Some of Biden’s “Unity Agenda” social progams that feel a lot like the stalled “Build Back Better initiative perhaps may be resurrected with the help of Sen. Joe Manchin (D-WV). These helicopter government programs covering everything from health care to child care are intended to expand the custodial administrative state and to “help families pay for … essentials.” Domestic spending hikes also target the “climate crisis” (mentioned 33 times in the budget proposal) and boosts for the likes of the Interior Department and the Environmental Protection Agency.)

Federal spending has always entailed the erection of new regulatory edifices, economic intervention, displacement of private activity and behavior-altering transfers. But these unexamined effects and artifacts have grown more ominous given mass interventions like the spending surge on COVID (the “American Rescue Plan” a year ago) and one coming on the Bipartisan Infrastructure Law occurring in rapid succession. On tap even before Biden’s 2023 proposal has been a slate of technology, defense, procurement/”Buy American” and social-engineering schemes.

Further as the Ukraine crisis unfolds, we find the door opening to counterproductive energy interventions rooted in scapegoating producers. We do not see these in the budget proposal, but compulsory use-or-lose policies on existing energy permits as well as windfall profits taxes with “rebates” to consumers are being floated and are a threat. “Oil companies are raking in record profits, while Americans are facing price hikes at the pump,” according to the interpretation from Sen. Ed Markey (D-Mass).

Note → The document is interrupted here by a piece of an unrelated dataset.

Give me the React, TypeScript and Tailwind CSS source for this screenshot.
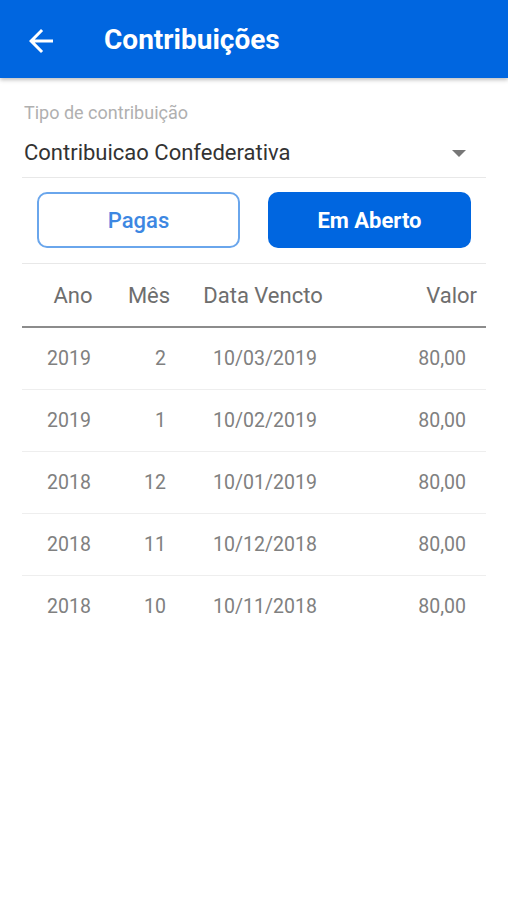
import React from "react";

const rows = [
  { ano: "2019", mes: "2", data: "10/03/2019", valor: "80,00" },
  { ano: "2019", mes: "1", data: "10/02/2019", valor: "80,00" },
  { ano: "2018", mes: "12", data: "10/01/2019", valor: "80,00" },
  { ano: "2018", mes: "11", data: "10/12/2018", valor: "80,00" },
  { ano: "2018", mes: "10", data: "10/11/2018", valor: "80,00" },
];

export default function App() {
  return (
    <div className="min-h-[900px] bg-white font-['Roboto',sans-serif]">
      {/* toolbar */}
      <header className="relative z-10 flex h-[78px] items-center bg-[#0066e0] shadow-[0_2px_4px_rgba(0,0,0,0.25)]">
        <svg viewBox="0 0 24 24" className="ml-[23px] mt-[4px] h-[36px] w-[36px] fill-white">
          <path d="M20 11H7.83l5.59-5.59L12 4l-8 8 8 8 1.41-1.41L7.83 13H20v-2z" />
        </svg>
        <h1 className="ml-[45px] mt-[2px] text-[28px] font-bold text-white">Contribuições</h1>
      </header>

      <main className="px-[22px]">
        {/* tipo */}
        <p className="mt-[24px] pl-[2px] text-[18px] leading-[22px] text-[#b0b0b0]">Tipo de contribuição</p>
        <div className="mt-[16px] flex items-center justify-between border-b border-[#e8e8e8] pb-[11px] pl-[2px] pr-[20px]">
          <span className="text-[22px] leading-[26px] text-[#333333]">Contribuicao Confederativa</span>
          <span className="h-0 w-0 border-x-[7px] border-t-[7px] border-x-transparent border-t-[#777777]" />
        </div>

        {/* abas */}
        <div className="mt-[14px] grid grid-cols-2 gap-[28px] border-b border-[#e8e8e8] px-[15px] pb-[15px]">
          <button className="h-[56px] rounded-[10px] border-2 border-[#6aa6ec] bg-white text-[22px] font-medium text-[#3d87e2]">
            Pagas
          </button>
          <button className="h-[56px] rounded-[10px] bg-[#0066e0] text-[22px] font-bold text-white">
            Em Aberto
          </button>
        </div>

        {/* tabela */}
        <div className="grid h-[62px] grid-cols-[100px_50px_160px_1fr] items-center text-[22px] text-[#6e6e6e]">
          <span className="pl-[2px] text-center">Ano</span>
          <span className="pl-[4px] text-center">Mês</span>
          <span className="whitespace-nowrap pl-[22px] text-center">Data Vencto</span>
          <span className="pr-[9px] text-right">Valor</span>
        </div>
        <div className="h-[2px] bg-[#8c8c8c]" />

        {rows.map((r, i) => (
          <div
            key={i}
            className={`grid h-[62px] grid-cols-[100px_50px_160px_1fr] items-center text-[19.5px] text-[#808080] ${
              i < rows.length - 1 ? "border-b border-[#eeeeee]" : ""
            }`}
          >
            <span className="pr-[6px] text-center">{r.ano}</span>
            <span className="pr-[6px] text-right">{r.mes}</span>
            <span className="pl-[26px] text-center">{r.data}</span>
            <span className="pr-[20px] text-right">{r.valor}</span>
          </div>
        ))}
      </main>
    </div>
  );
}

All this interventionist-oreinted spending is coming on the heels of Biden’s dismantling of not merely Trump’s regulatory streamlining, but regulatory oversight as such.

For some context on how things are escalating, it took from the founding era to the later half of the 1980s, during the Reagan presidency, for the United States to reach a nominal $1 trillion budget. Things accelerated quickly, with the first $2 trillion and $3 trillion budgets both appearing courtesy of George W. Bush. The last budget surplus occurred under Clinton in 2001.

The first $4 trillion budget happened during the financial crisis, and the first $6 trillion duing the pandemic. Yes, there is a pattern of sorts here, and abuse-of-crisis must be addressed. While Biden’s budget is less than the Trump/Covid heights, spending is never dropping to pre-pandemic levels, but rather promising to march in coming years past $7 trillion, even beyond $8 trillion, with the pandemic long in the rearview mirror by then. The pandemic recedes, the spending it induced does not.

As holder of the purse strings, Congress pushes its own priorities, making presidential budgets DOA as written. Today, though, the Biden exercise highlights more similarities than differences with Republicans, who support all the defense increases despite the U.S. having ostensibly exited “forever wars” less than a year ago. And the GOP simply cannot get enough “bipartisan” infrastructure and science and technology “innovation” pork and regulatory spending. These replace free enterprise with cronyism and permanent government partnerships; and of course permanent regulatory agencies.

Once upon a time, outsize spending infuriated grassroots, but not after Trump reportedly said “who the hell cares” about the budget even before the pandemic hit. Republicans also went along on the December 2021 debt limit increase rather than forcing retrenchment, despite the debt limit’s status as perhaps the last remaining institution capable of forcing a reduction in the size and scope of the federal budget. The rare “sequestrations” that occur are the only spending cuts of recent historical note, and they also get lifted; in bipartisan fashion, naturally.

The failure of the GOP to halt the rise of the progresssive left has paved the way for Biden’s “whole-of-government” approaches on “equity,” the “climate crisis” and on “competition policy.” These are reflected in the budget and in everything Biden’s administration is doing, and they rule out not just balanced budgets but limited government itself. What had once been non-starters under Obama such as tax-and-spend green mass transit boondoggles and free community college or other educational aid like loan deferrals are part of the universe’s background radiation now.